Chevron reports that production at its Tengizchevroil (TCO) facility in northwest Kazakhstan is returning slowly to normal after local workers supporting antigovernment protestors disrupted rail shipments last week in the country’s oil-producing region of Mangastau in the far western part of the country.

The protests over the government’s doubling of LPG (liquified petroleum gas) prices began just after the new year in the town of Zhanaozen, a 2-hour drive inland from the Caspian Sea port of Aktau. The unrest quickly spread east to the former capital city of Almaty, now Kazakhstan’s banking center.

Aktau is Kazkhstan’s supply base for offshore activity, export logistics, and local operations headquarters for many international companies such as Schlumberger, Baker Hughes, Halliburton, and others.

Though TCO is the largest oil and gas facility in Kazkhstan and a major producer of LPG for the Caspian and Black Sea regions, 700 km farther north protestors from a local worker’s camp managed to disrupt logistics enough to cause Chevron to announce late last week it would be adjusting TCO’s production accordingly.

By Sunday, 9 January, though, Chevron, which holds a 50% interest in the TCO joint venture with minority partners ExxonMobil (25%), state-owned Kazmunygaz (20%), and Russia’s LukArco (5%), issued this statement: “TCO is safely and gradually increasing production to reach normal rates.”

LPG is used in the region as a cheap substitute for gasoline in motor vehicles as well as fuel for heating and cooking. The government’s decision to double its price ignited tensions that have simmered since Kazakhstan’s president of 30 years, Nursultan Nazarbayev, a former Soviet politburo member, passed the presidency to a handpicked successor, Kassym-Jomart Tokayev in the spring of 2020, but remained in power under the title, “Father of the Nation.”

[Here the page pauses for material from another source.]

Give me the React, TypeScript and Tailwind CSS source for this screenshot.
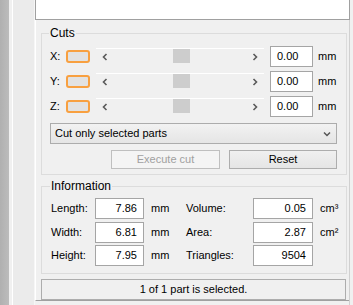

Kazakhstan is a complex society ethnically and in terms of its power relations between competing clans—some which rule the country and some which are excluded from the power elite.

Last week’s unrest saw Tokayev act decisively to request peacekeeping troops from the Russia-led Collective Security Treaty Organization (CSTO) created in 1992 by Russia, Kazakhstan, Armenia, Kyrgyzstan, Tajikistan, and Uzbekistan, and to restore domestic price controls on LPG at least temporarily.

The government attributed the decision to raise LPG prices to rising gas prices and an electrical shortage cause by cryptominers who had relocated to Kazakhstan from China after a crackdown by Beijing.

As CSTO troops arrived, Tokayev also began quickly to clean house to avert what could have been a palace coup in the making, sacking the government and replacing the head of the National Security Committee with one of his own loyalists; Tokayev also removed Nazarbayev as chairman of the Security Council and assumed the role himself, according to eurasianet.org, published by Columbia University’s Harriman Institute.

During his 3 decades in office, Nazarbayev, who remains a powerful figure as “Father of the Nation” was largely responsible for having negotiated an independent path for landlocked Kazakhstan after the Soviet breakup, balancing its position between Russia to the north and China to the south by inviting in a “Who’s Who” of international majors to develop its oil and gas resources with presidential guarantees that investments would be protected.

To cite one example of how seriously both sides have taken this guarantee: In announcing its 2021 budget, Chevron said it was prioritizing Kazakhstan over the Permian Basin, earmarking capital investment first to finalize its $45-billion wellhead pressure management Tengiz expansion project where its share of production in 2019 averaged 290,000 B/D of oil, 419 MMscf of natural gas, and 21,000 B/D of natural gas liquids.